Hollywood film and TV director John Hancock has returned to his theatre roots. “The Brother,” the play he wrote and directed, previews Aug. 23 at the Theatre Building Chicago.
The untold story of the infamous spies of the ?50s, Ethel and Julius Rosenberg, is based on the book by New York Times editor Sam Roberts.
The Hancock Productions’ drama follows the espionage trial that led to the execution of the Rosenbergs, and focuses on Ethel Rosenberg’s brother, David Greenglass, the spy ring’s man inside Los Alamos, where the U.S. was developing the atomic bomb.

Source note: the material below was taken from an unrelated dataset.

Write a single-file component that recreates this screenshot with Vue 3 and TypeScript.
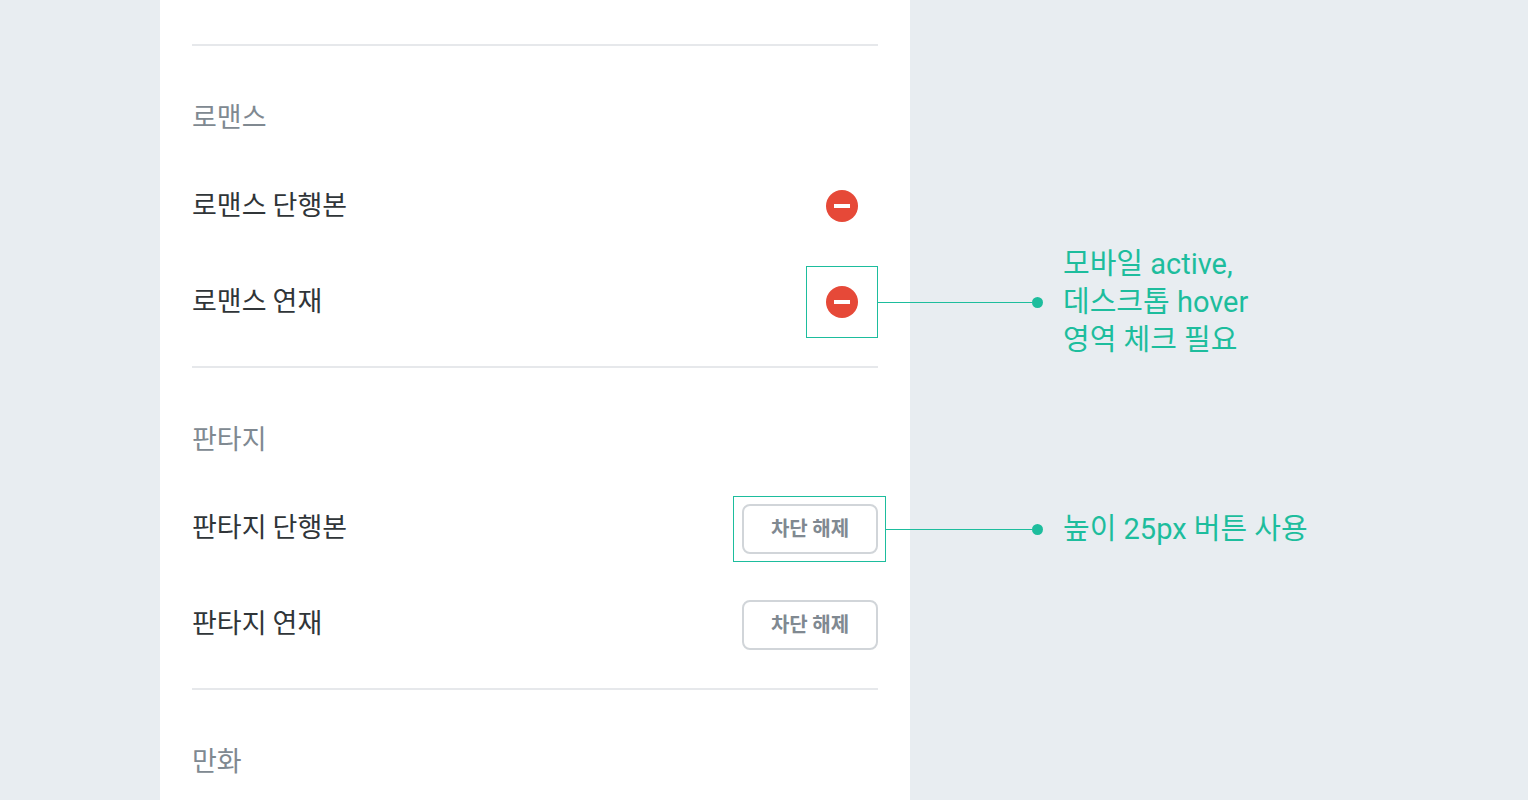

Starring as Greenglass is Robert Breuler, a 20-year member of Steppenwolf and winner of a Joe Jefferson Award.
Hancock, a Harvard graduate, studied theater in Europe on a grant from Harvard. He directed plays for 15 years, winning numerous awards, until he became a movie director in 1970.
His most famous film, considered the best sports film ever made, is the 1973 “Bang the Drum Slowly,” starring Robert De Niro and Michael Moriarty.
Some of the features that followed were “California Dreaming,” “Baby Blue Marine,” “Weeds,” and “Prancer,” which he shot on his family fruit farm in 1993.
Interspersed throughout the Hollywood years were numerous TV episodes for top rated prime time shows like “Hill St. Blues,” “The Twilight Zone” and “Lady Blue,” a TV series filmed in Chicago.
Hancock lived in Los Angeles from 1974 to 1993. “I was determined to like it,” he once told an interviewer, “and I succeeded for about six months. Our Malibu house was burned up in a big brush fire in 1993 and we moved to Indiana.”